Telle l’étoile, on s’accroche et par là, on est capable de « touche[r] encore l’essence de la vie », entre promesse et abandon, entre perte et migration, entre la peau et les risques du hasard. Même s’il peut arriver qu’on fasse le même constat que Roland Scheiff et qu’il puisse être vain d’espérer; ou, comme l’être persane, que l’on mesure ce que la rencontre peut porter d’illusion : l’autre avait fait penser qu’il pouvait être pays, maison, famille.
Que l’on cherche à s’inventer hors de l’enfance, comme le fait Alizée Goulet; que l’on rende hommage à un écrivain autant aimé que Michel Tremblay, comme le fait Raymond Paul en reliant cet univers dramaturgique et romanesque aux tragédies anciennes; ou encore, que l’on veuille s’accrocher « à une branche par la peau du cœur », tel que le propose le texte de Joëlle Boily, on peut, à la façon de Lola G., vibrer jusqu’aux sources charnelles d’une lettre dans l’alphabet arabe, « une lettre qu’on appelle « ‘Ayn – ع. Un son brut […] tout chargé de sédiments » avec lequel on « retourne au son d’avant le son ».
En allant aux sources de ce qui nous fait penser, aimer, vivre, en osant la complexité, la profondeur et le sens de l’autre, ne résistons-nous pas aux discours simplistes, réducteurs et toxiques? Nous devenons alors poreux, comme les genres (littéraires). Ainsi, en étudiant l’« anatomie d’un mariage », Vera Piros donne au poème une forme théâtrale qui met en jeu la confiance que l’on a en soi, en l’autre, en la vie et que l’on transmet ou pas. Jean-Sébastien Huot accorde au poème la forme d’une lettre, plus ou moins brisée, qu’il adresse au poète-chanteur Ian Curtis et reconnaît en lui un homme « dont les pensées naissent et se perdent dans la solitude ».
Cette porosité des genres et des apprentissages, Marie-Eve Beaupré la relèvera chez l’artiste Carol Wainio dont les œuvres sont accueillies ici : « Conscientisée sur les enjeux environnementaux et politiques, la peintre est profondément investie dans une réflexion qui entrelace l’histoire et les représentations des rapports humains en société. Sa peinture est une manifestation fertile, discursive et régénérative, qui composte des récits anciens pour aborder les grands enjeux qui nous sont contemporains. »

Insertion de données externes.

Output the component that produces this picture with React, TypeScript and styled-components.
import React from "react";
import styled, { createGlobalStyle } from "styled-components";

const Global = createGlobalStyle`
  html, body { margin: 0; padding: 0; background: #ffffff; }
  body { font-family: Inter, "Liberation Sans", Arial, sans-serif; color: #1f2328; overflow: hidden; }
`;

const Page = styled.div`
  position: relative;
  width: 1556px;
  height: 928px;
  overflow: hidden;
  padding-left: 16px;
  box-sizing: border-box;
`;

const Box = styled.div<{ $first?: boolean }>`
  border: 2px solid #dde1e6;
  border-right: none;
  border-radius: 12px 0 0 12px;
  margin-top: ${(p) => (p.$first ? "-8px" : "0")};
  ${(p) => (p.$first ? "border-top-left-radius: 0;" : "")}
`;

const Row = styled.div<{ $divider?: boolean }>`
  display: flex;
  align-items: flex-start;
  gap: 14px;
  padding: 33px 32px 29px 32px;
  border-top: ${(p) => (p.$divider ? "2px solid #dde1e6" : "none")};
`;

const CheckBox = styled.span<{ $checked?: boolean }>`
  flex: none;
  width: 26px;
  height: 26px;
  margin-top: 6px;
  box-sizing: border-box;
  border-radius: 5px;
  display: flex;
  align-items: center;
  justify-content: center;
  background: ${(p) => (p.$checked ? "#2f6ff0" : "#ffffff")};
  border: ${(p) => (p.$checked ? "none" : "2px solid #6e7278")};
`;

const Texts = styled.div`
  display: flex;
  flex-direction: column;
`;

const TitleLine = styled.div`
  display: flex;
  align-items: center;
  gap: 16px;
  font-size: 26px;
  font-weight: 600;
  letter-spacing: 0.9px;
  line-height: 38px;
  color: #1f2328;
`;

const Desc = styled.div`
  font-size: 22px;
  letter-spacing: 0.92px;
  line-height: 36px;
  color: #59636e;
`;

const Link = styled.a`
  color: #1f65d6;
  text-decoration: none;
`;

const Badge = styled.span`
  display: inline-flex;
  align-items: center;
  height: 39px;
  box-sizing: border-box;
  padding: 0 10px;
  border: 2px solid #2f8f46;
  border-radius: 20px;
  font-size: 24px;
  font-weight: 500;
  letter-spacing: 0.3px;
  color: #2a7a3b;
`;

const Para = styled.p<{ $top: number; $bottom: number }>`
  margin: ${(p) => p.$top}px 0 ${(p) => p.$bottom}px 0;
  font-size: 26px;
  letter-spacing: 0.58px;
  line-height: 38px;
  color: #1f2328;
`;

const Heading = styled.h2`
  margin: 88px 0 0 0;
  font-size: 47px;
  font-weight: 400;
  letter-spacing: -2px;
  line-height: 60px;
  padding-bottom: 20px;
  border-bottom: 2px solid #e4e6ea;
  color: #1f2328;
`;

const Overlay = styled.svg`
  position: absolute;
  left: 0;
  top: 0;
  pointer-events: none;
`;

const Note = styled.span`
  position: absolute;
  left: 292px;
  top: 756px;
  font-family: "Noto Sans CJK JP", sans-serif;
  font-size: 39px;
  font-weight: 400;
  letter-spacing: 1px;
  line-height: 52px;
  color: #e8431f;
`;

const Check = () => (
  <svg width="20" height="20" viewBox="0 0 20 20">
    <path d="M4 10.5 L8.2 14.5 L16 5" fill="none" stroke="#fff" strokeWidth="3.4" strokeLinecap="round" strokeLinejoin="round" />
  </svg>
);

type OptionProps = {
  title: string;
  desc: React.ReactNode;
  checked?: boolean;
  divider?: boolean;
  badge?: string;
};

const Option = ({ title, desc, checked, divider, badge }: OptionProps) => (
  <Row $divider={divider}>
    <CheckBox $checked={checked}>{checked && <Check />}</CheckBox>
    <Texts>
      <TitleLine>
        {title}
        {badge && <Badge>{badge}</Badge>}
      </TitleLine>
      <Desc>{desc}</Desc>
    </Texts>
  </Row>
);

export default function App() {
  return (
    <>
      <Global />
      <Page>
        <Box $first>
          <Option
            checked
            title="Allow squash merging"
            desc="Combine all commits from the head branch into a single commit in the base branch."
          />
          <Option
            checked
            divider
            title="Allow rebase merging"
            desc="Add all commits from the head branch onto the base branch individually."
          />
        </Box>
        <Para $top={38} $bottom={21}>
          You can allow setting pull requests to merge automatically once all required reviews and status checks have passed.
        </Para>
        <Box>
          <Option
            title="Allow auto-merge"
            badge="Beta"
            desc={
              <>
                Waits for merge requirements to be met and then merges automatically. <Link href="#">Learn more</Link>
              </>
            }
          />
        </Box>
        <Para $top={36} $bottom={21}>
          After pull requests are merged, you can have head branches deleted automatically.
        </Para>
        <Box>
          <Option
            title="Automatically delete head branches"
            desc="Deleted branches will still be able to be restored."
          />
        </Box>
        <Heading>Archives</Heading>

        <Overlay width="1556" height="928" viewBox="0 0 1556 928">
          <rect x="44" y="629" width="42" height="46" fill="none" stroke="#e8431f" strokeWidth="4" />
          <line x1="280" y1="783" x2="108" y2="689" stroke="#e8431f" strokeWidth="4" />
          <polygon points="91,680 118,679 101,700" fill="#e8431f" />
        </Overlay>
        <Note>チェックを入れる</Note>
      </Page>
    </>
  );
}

La notion d’entrelacs se trouve également dans le texte de Sarah Clément, lauréate du Prix Jacques-Crète de cette année, qu’Édith Patenaude, la présidente du jury, présente ainsi : « La route est rocailleuse et inspirée. En passant par la blague, l’insulte, la réminiscence, la déclaration d’amour, Anna trace les contours d’une amitié qui sauve, qui est comme l’extension de soi, qui n’a aucune valeur marchande et qui, pourtant, donne toute sa saveur à la vie. »

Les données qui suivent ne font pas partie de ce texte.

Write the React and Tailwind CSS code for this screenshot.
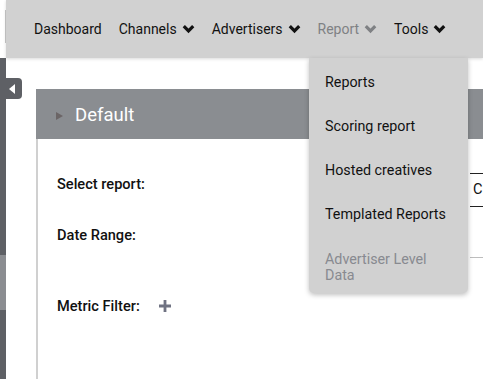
import React from "react";

function Chevron() {
  return (
    <svg width="13" height="10" viewBox="0 0 13 10" className="shrink-0">
      <path d="M1.8 2.2 L6.5 6.9 L11.2 2.2" fill="none" stroke="currentColor" strokeWidth="3.2" strokeLinecap="butt" strokeLinejoin="miter" />
    </svg>
  );
}

function NavItem({ label, chevron, muted }) {
  return (
    <div className={`flex items-center gap-[5px] ${muted ? "text-[#7f8184]" : "text-[#111]"}`}>
      <span>{label}</span>
      {chevron && <Chevron />}
    </div>
  );
}

export default function App() {
  return (
    <div
      className="relative w-[483px] h-[379px] overflow-hidden bg-white flex flex-col"
      style={{ fontFamily: "Roboto, 'Liberation Sans', sans-serif" }}
    >
      {/* Top bar */}
      <div className="flex h-[58px] shrink-0">
        <div className="w-[6px] flex items-start pt-[10px]">
          <div className="ml-[5px] w-[1px] h-[33px] bg-[#c8c8c8]" />
        </div>
        <div className="flex-1 bg-[#d1d1d1] flex items-center pl-[28px] gap-[17px] text-[14px] shadow-[0_1px_3px_rgba(0,0,0,0.15)]">
          <NavItem label="Dashboard" />
          <NavItem label="Channels" chevron />
          <NavItem label="Advertisers" chevron />
          <NavItem label="Report" chevron muted />
          <NavItem label="Tools" chevron />
        </div>
      </div>

      {/* Body */}
      <div className="flex flex-1 min-h-0">
        <div className="w-[6px] flex flex-col">
          <div className="h-[197px] bg-[#5e6065]" />
          <div className="h-[55px] bg-[#8b8d91]" />
          <div className="flex-1 bg-[#5e6065]" />
        </div>
        <div className="relative flex-1 pl-[30px] pt-[31px]">
          {/* toggle tab */}
          <div className="absolute left-0 top-[20px] w-[16px] h-[21px] bg-[#5e6065] rounded-r-[4px] flex items-center pl-[3px]">
            <div className="w-0 h-0 border-y-[5px] border-y-transparent border-r-[6px] border-r-white" />
          </div>

          {/* panel */}
          <div className="flex flex-col h-full">
            <div className="h-[50px] bg-[#8a8d91] flex items-center pl-[20px] pt-[3px] gap-[12px]">
              <div className="w-0 h-0 border-y-[4px] border-y-transparent border-l-[7px] border-l-[#6b6566]" />
              <span className="text-white text-[18.5px]">Default</span>
            </div>
            <div className="flex-1 border-l-[2px] border-[#d0d0d0] pl-[19px] pt-[34px] flex flex-col text-[14.6px] font-medium text-[#111]">
              <div className="flex items-start">
                <div className="w-[413px] leading-[20px] pt-[1px]">Select report:</div>
                <div className="flex-1 h-[34px] border-t border-b border-[#222] pl-[3px] flex items-center font-normal">C</div>
              </div>
              <div className="flex items-start mt-[18px]">
                <div className="w-[413px] leading-[20px]">Date Range:</div>
              </div>
              <div className="flex items-start mt-[12px]">
                <div className="w-[413px]" />
                <div className="flex-1 h-[20px] border-t border-[#bdbdbd]" />
              </div>
              <div className="flex items-center mt-[19px] gap-[19px]">
                <div className="leading-[20px]">Metric Filter:</div>
                <svg width="12" height="12" viewBox="0 0 12 12" className="text-[#6f7282]">
                  <path d="M4.6 0 H7.4 V4.6 H12 V7.4 H7.4 V12 H4.6 V7.4 H0 V4.6 H4.6 Z" fill="currentColor" />
                </svg>
              </div>
            </div>
          </div>
        </div>
      </div>

      {/* Dropdown */}
      <div className="absolute left-[309px] top-[58px] w-[159px] h-[235px] bg-[#d1d1d1] rounded-b-[5px] shadow-[0_2px_5px_rgba(0,0,0,0.25)] flex flex-col pl-[16px] pt-[14px] text-[14.3px] text-[#111]">
        <div className="h-[22px] flex items-center">Reports</div>
        <div className="h-[22px] flex items-center mt-[22px]">Scoring report</div>
        <div className="h-[22px] flex items-center mt-[22px]">Hosted creatives</div>
        <div className="h-[22px] flex items-center mt-[22px]">Templated Reports</div>
        <div className="mt-[25px] leading-[16px] text-[#888a90]">Advertiser Level<br />Data</div>
      </div>
    </div>
  );
}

Enfin, ce numéro propose un troisième et fort beau carnet de notre écrivaine en résidence, Monique Proulx. Une dernière incursion dans la part complexe et lumineuse de la fabrication du personnage de Flora. Nous la remercions très chaleureusement de nous avoir fait entrer dans son univers de romancière. Pour notre bonheur, Nicole Brossard lui succédera dès le prochain numéro.

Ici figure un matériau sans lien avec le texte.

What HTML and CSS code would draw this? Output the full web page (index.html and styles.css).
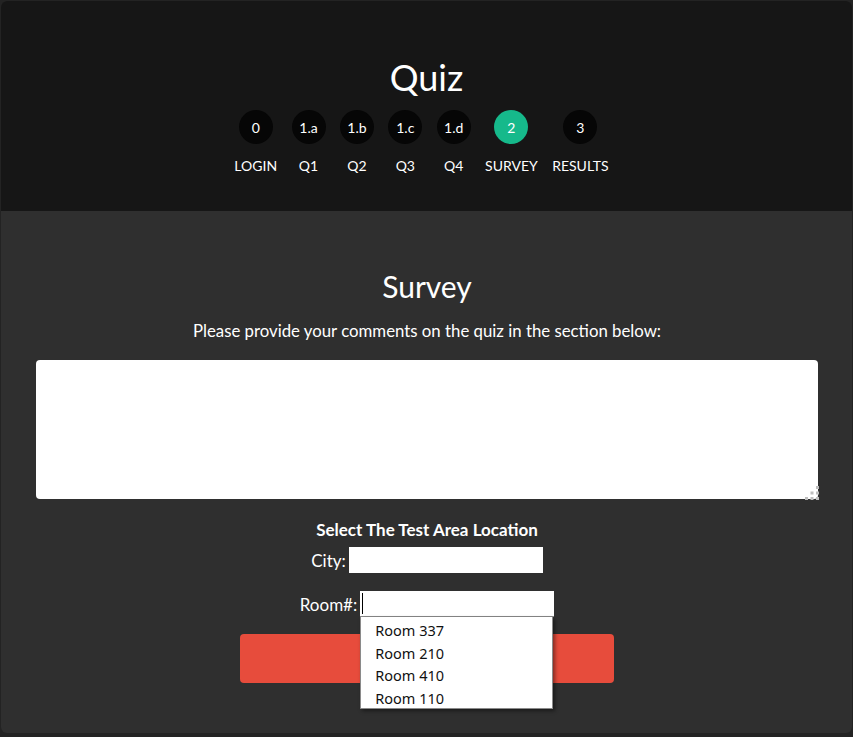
FILE: index.html
```html
<!DOCTYPE html>
<html>
<head>
<meta charset="utf-8">
<link rel="stylesheet" href="styles.css">
</head>
<body>
<div class="card">
  <header class="top">
    <h1 class="title">Quiz</h1>
    <ol class="steps">
      <li class="step"><span class="dot">0</span><span class="label">LOGIN</span></li>
      <li class="step"><span class="dot">1.a</span><span class="label">Q1</span></li>
      <li class="step"><span class="dot">1.b</span><span class="label">Q2</span></li>
      <li class="step"><span class="dot">1.c</span><span class="label">Q3</span></li>
      <li class="step"><span class="dot">1.d</span><span class="label">Q4</span></li>
      <li class="step"><span class="dot active">2</span><span class="label">SURVEY</span></li>
      <li class="step"><span class="dot">3</span><span class="label">RESULTS</span></li>
    </ol>
  </header>
  <main class="content">
    <h2 class="heading">Survey</h2>
    <p class="intro">Please provide your comments on the quiz in the section below:</p>
    <div class="comment">
      <div class="comment-box"></div>
      <svg class="grip" width="16" height="16" viewBox="0 0 16 16">
        <rect x="12" y="1" width="3" height="3" fill="#bdbdbd"/>
        <rect x="6.5" y="6.5" width="3" height="3" fill="#bdbdbd"/>
        <rect x="12" y="6.5" width="3" height="3" fill="#bdbdbd"/>
        <rect x="1" y="12" width="3" height="3" fill="#bdbdbd"/>
        <rect x="6.5" y="12" width="3" height="3" fill="#bdbdbd"/>
        <rect x="12" y="12" width="3" height="3" fill="#bdbdbd"/>
      </svg>
    </div>
    <div class="location">Select The Test Area Location</div>
    <div class="field"><span class="field-label">City:</span><span class="input"></span></div>
    <div class="field room"><span class="field-label">Room#:</span>
      <span class="input-wrap">
        <span class="input focused"><span class="caret"></span></span>
        <ul class="options">
          <li>Room 337</li>
          <li>Room 210</li>
          <li>Room 410</li>
          <li>Room 110</li>
        </ul>
      </span>
    </div>
    <div class="submit"></div>
  </main>
</div>
</body>
</html>
```

FILE: styles.css
```css
html, body {
  margin: 0;
  padding: 0;
  background: #232323;
  font-family: Lato, "Open Sans", sans-serif;
  color: #fff;
}
.card {
  margin: 1px 1px 0 1px;
  width: 851px;
  height: 732px;
  border-radius: 6px;
  overflow: hidden;
  background: #2f2f2f;
  display: flex;
  flex-direction: column;
}
.top {
  background: #161616;
  height: 210px;
  box-sizing: border-box;
  padding-top: 55px;
  display: flex;
  flex-direction: column;
  align-items: center;
}
.title {
  margin: 0;
  font-size: 36px;
  font-weight: 400;
  line-height: 43px;
}
.steps {
  list-style: none;
  margin: 11px 0 0 0;
  padding: 0 10px 0 0;
  display: flex;
  gap: 14.4px;
}
.step {
  display: flex;
  flex-direction: column;
  align-items: center;
  min-width: 34px;
}
.dot {
  width: 34px;
  height: 34px;
  border-radius: 50%;
  background: #060606;
  font-size: 14px;
  display: flex;
  align-items: center;
  justify-content: center;
}
.dot.active {
  background: #16b98b;
}
.label {
  margin-top: 14px;
  font-size: 14px;
  line-height: 16px;
}
.content {
  flex: 1;
  padding: 57px 34px 0 35px;
  display: flex;
  flex-direction: column;
  align-items: center;
}
.heading {
  margin: 0;
  font-size: 30px;
  font-weight: 400;
  line-height: 36px;
}
.intro {
  margin: 16px 0 0 0;
  font-size: 16.8px;
  line-height: 21px;
}
.comment {
  position: relative;
  margin-top: 19px;
  width: 100%;
}
.comment-box {
  height: 139px;
  background: #fff;
  border-radius: 4px;
}
.grip {
  position: absolute;
  right: -2px;
  bottom: -2px;
}
.location {
  margin-top: 21px;
  font-size: 17px;
  font-weight: 700;
  line-height: 20px;
}
.field {
  margin-top: 7px;
  display: flex;
  align-items: center;
  gap: 3px;
  font-size: 17px;
}
.field.room {
  margin-top: 18px;
}
.input {
  display: block;
  width: 194px;
  height: 26px;
  background: #fff;
  position: relative;
}
.input.focused {
  box-sizing: border-box;
  border-bottom: 1px solid #8a8a8a;
}
.caret {
  position: absolute;
  left: 2px;
  top: 2px;
  width: 1px;
  height: 21px;
  background: #000;
}
.input-wrap {
  position: relative;
}
.options {
  position: absolute;
  left: 0;
  top: 26px;
  width: 193px;
  box-sizing: border-box;
  margin: 0;
  padding: 2px 0 0 0;
  list-style: none;
  background: #fff;
  border: 1px solid #8a8a8a;
  border-top: none;
  box-shadow: 2px 2px 4px rgba(0, 0, 0, 0.45);
  z-index: 2;
  height: 92px;
  overflow: hidden;
}
.options li {
  font-family: "Noto Sans", "Open Sans", sans-serif;
  font-size: 14.5px;
  line-height: 22.5px;
  color: #111;
  padding-left: 14px;
}
.submit {
  margin-top: 17px;
  width: 374px;
  height: 49px;
  background: #e74c3c;
  border-radius: 4px;
}
```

Allons-nous disparaître? Nos œuvres créatrices nous disent qu’il nous est encore possible de tenir malgré les menaces qui planent et que nous ne pouvons avoir dit notre dernier mot. Par un ultime sursaut de l’imagination, comme si nous nous trouvions au bord de la catastrophe, nous serons capables de vivre encore, de sur-vivre, de vivre en plus.
Bonne lecture,
Gérald Gaudet, au nom du comité de rédaction composé de François Édouard Bernier, de Micheline Cambron,
de Jean-Marc Desgent et de France Mongeau.